Extra HMRC funding recovered £45.7bn in 2024

Jan 14, 2025

Extra funding for HMRC investigations recovered £45.7 billion in taxes for the year to September 2024, a £10bn increase from the previous year. However, with £10.1bn in VAT still underpaid by March 2024, much of it from large businesses, the tax gap continues to grow. Underpaid VAT rose by 20% from 2023 when it was £8.1bn.

An additional £1.4bn is being allocated to HMRC, with 5,000 compliance officers to be hired over five years. This is expected to recover an extra £2.7bn annually, roughly 7% of the tax gap. Yet, HMRC’s 8.3% staff turnover in 2023/24 and reliance on short-term contract workers may hinder progress. Fully training new officers takes 18 months, and some recent hires included temporary workers earning £250 a day.
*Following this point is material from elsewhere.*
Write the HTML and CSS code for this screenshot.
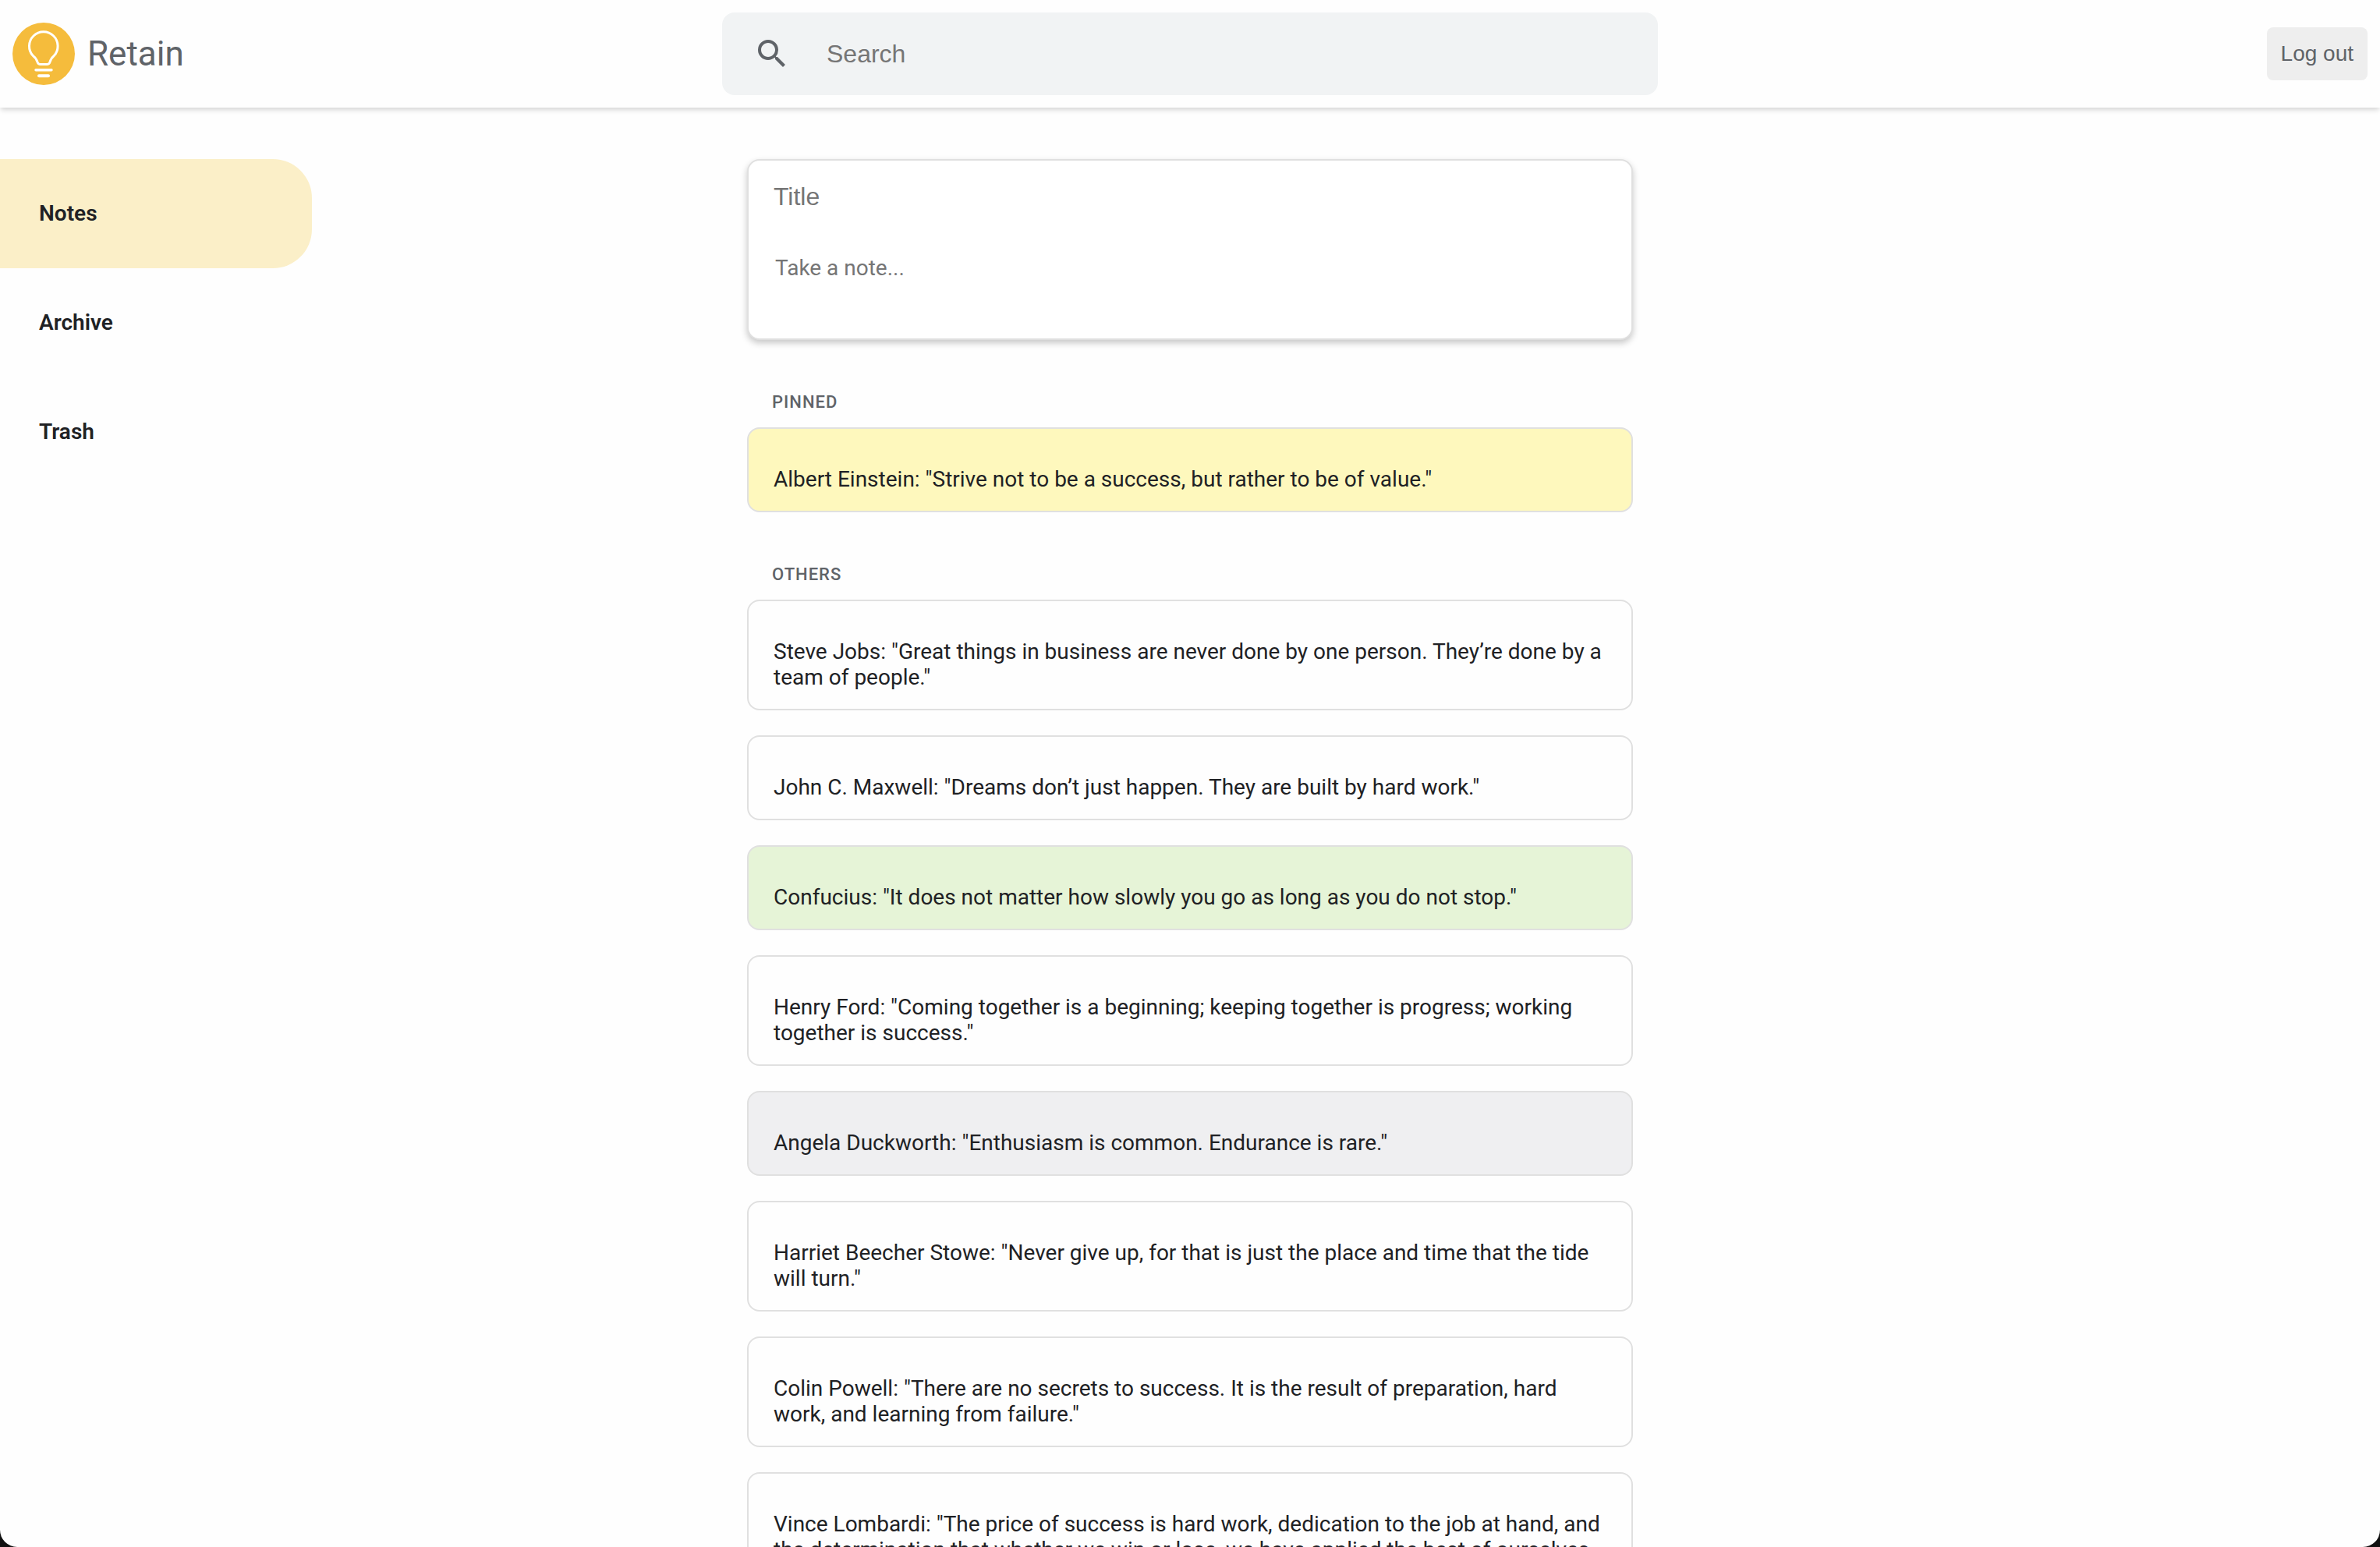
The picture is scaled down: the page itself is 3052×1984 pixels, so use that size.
FILE: index.html
```html
<!DOCTYPE html>
<html lang="en">
<head>
<meta charset="utf-8">
<meta name="viewport" content="width=device-width, initial-scale=1">
<title>Retain</title>
<link rel="stylesheet" href="styles.css">
</head>
<body>
<div class="app">
  <header class="header">
    <a class="brand" href="#">
      <svg class="brand-logo" viewBox="0 0 80 80" aria-hidden="true">
        <circle cx="40" cy="40" r="40" fill="#f5bc3c"/>
        <g fill="none" stroke="#fff" stroke-width="3" stroke-linejoin="round">
          <path d="M36 53.6C33.6 53.6 32.6 52.6 32 50.6C31 47 29.4 44.8 26.4 42.6A18.3 18.3 0 1 1 53.2 42.6C50.4 44.8 49 47 48 50.6C47.4 52.6 46.4 53.6 44 53.6Z"/>
          <path d="M30 60.7H50" stroke-width="3.4" stroke-linecap="round"/>
          <path d="M34 68.3H46" stroke-width="4" stroke-linecap="round"/>
        </g>
      </svg>
      <span class="brand-name">Retain</span>
    </a>
    <form class="search" role="search">
      <button class="search-button" type="button" aria-label="Search">
        <svg class="search-icon" viewBox="0 0 24 24" aria-hidden="true">
          <path fill="currentColor" d="M15.5 14h-.79l-.28-.27A6.471 6.471 0 0 0 16 9.5 6.5 6.5 0 1 0 9.5 16c1.61 0 3.09-.59 4.23-1.57l.27.28v.79l5 4.99L20.49 19l-4.99-5zm-6 0C7.01 14 5 11.99 5 9.5S7.01 5 9.5 5 14 7.01 14 9.5 11.99 14 9.5 14z"/>
        </svg>
      </button>
      <input class="search-input" type="text" placeholder="Search" aria-label="Search">
    </form>
    <div class="header-actions">
      <button class="logout" type="button">Log out</button>
    </div>
  </header>
  <div class="layout">
    <nav class="sidebar">
      <a class="nav-link nav-link-active" href="#notes">Notes</a>
      <a class="nav-link" href="#archive">Archive</a>
      <a class="nav-link" href="#trash">Trash</a>
    </nav>
    <main class="content">
      <form class="composer">
        <input class="composer-title" type="text" placeholder="Title" aria-label="Title">
        <textarea class="composer-body" rows="2" placeholder="Take a note..." aria-label="Note"></textarea>
      </form>
      <section class="notes">
        <h2 class="notes-heading">PINNED</h2>
        <ul class="notes-list">
          <li class="note note-yellow">Albert Einstein: "Strive not to be a success, but rather to be of value."</li>
        </ul>
      </section>
      <section class="notes">
        <h2 class="notes-heading">OTHERS</h2>
        <ul class="notes-list">
          <li class="note">Steve Jobs: "Great things in business are never done by one person. They’re done by a team of people."</li>
          <li class="note">John C. Maxwell: "Dreams don’t just happen. They are built by hard work."</li>
          <li class="note note-green">Confucius: "It does not matter how slowly you go as long as you do not stop."</li>
          <li class="note">Henry Ford: "Coming together is a beginning; keeping together is progress; working together is success."</li>
          <li class="note note-gray">Angela Duckworth: "Enthusiasm is common. Endurance is rare."</li>
          <li class="note">Harriet Beecher Stowe: "Never give up, for that is just the place and time that the tide will turn."</li>
          <li class="note">Colin Powell: "There are no secrets to success. It is the result of preparation, hard work, and learning from failure."</li>
          <li class="note">Vince Lombardi: "The price of success is hard work, dedication to the job at hand, and the determination that whether we win or lose, we have applied the best of ourselves to the task at hand."</li>
        </ul>
      </section>
    </main>
  </div>
</div>
</body>
</html>
```
FILE: styles.css
```css
* {
  box-sizing: border-box;
}

body {
  margin: 0;
  background: #111;
  color: #202124;
  font-family: Roboto, sans-serif;
  font-size: 28px;
  line-height: 33px;
}

button,
input,
textarea {
  margin: 0;
  border: 0;
  background: none;
  outline: none;
  font-family: "Liberation Sans", Arial, sans-serif;
}

::placeholder {
  color: #757575;
  opacity: 1;
}

.app {
  display: flex;
  flex-direction: column;
  height: 100vh;
  overflow: hidden;
  border-radius: 0 0 22px 22px;
  background: #fefefe;
}

.header {
  display: grid;
  grid-template-columns: 1fr minmax(0, 1200px) 1fr;
  align-items: center;
  flex: none;
  z-index: 1;
  padding: 16px;
  background: #fefefe;
  box-shadow: 0 4px 6px -1px rgba(0, 0, 0, 0.16);
}

.brand {
  display: flex;
  align-items: center;
  gap: 16px;
  color: #5f6368;
  text-decoration: none;
}

.brand-logo {
  width: 80px;
  height: 80px;
}

.brand-name {
  font-size: 44px;
  line-height: 52px;
}

.search {
  display: flex;
  align-items: center;
  padding: 5px 16px;
  border-radius: 16px;
  background: #f1f3f4;
}

.search-button {
  display: flex;
  padding: 24px;
  color: #5f6368;
}

.search-icon {
  width: 48px;
  height: 48px;
}

.search-input {
  flex: 1;
  min-width: 0;
  padding: 0 22px;
  font-size: 32px;
  line-height: 36px;
}

.header-actions {
  display: flex;
  justify-content: flex-end;
}

.logout {
  padding: 18px;
  border-radius: 8px;
  background: #eee;
  color: #5f6368;
  font-size: 28px;
  line-height: 32px;
}

.layout {
  display: grid;
  grid-template-columns: 1fr minmax(0, 1136px) 1fr;
  flex: 1;
  min-height: 0;
  overflow-y: auto;
  scrollbar-width: none;
  padding-top: 66px;
}

.sidebar {
  display: flex;
  flex-direction: column;
  width: 400px;
}

.nav-link {
  padding: 53px 50px 54px;
  border-radius: 0 50px 50px 0;
  color: #202124;
  font-weight: 600;
  text-decoration: none;
}

.nav-link-active {
  background: #fbefc8;
}

.composer {
  display: flex;
  flex-direction: column;
  gap: 49px;
  padding: 24px 32px 37px;
  border: 2px solid #e0e0e0;
  border-radius: 16px;
  background: #fff;
  box-shadow: 0 4px 8px 0 rgba(0, 0, 0, 0.22);
}

.composer-title {
  padding: 4px 0;
  font-size: 32px;
  line-height: 36px;
}

.composer-body {
  padding: 4px 2px;
  resize: none;
  font-family: Roboto, sans-serif;
  font-size: 28px;
  line-height: 33px;
}

.notes {
  padding-top: 67px;
}

.notes-heading {
  margin: 0 0 19px;
  padding: 0 32px;
  color: #5f6368;
  font-size: 22px;
  font-weight: 500;
  letter-spacing: 1px;
  line-height: 26px;
}

.notes-list {
  display: flex;
  flex-direction: column;
  gap: 32px;
  margin: 0;
  padding: 0;
  list-style: none;
}

.note {
  padding: 48px 32px 24px;
  border: 2px solid #e0e0e0;
  border-radius: 16px;
}

.note-yellow {
  background: #fef8bd;
}

.note-green {
  background: #e6f4d7;
}

.note-gray {
  background: #efeff1;
}
```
HMRC currently employs 26,000 compliance officers across 11 teams, with its overall workforce dropping to 61,186 in 2023/24 from 62,174 the previous year.

The Large Business Directorate oversees just 2,000 companies, yet these account for 74% of underpaid VAT. HMRC attributes 72% of this to legal disputes over VAT rules, describing the behaviour of some businesses as “boundary-pushing”. While £5.8bn in VAT was recovered, only five companies voluntarily disclosed their interpretations of the VAT system last year.

With the tax gap nearing £40bn, VAT makes up 22.5% of unpaid taxes, highlighting the challenge for HMRC’s new hires.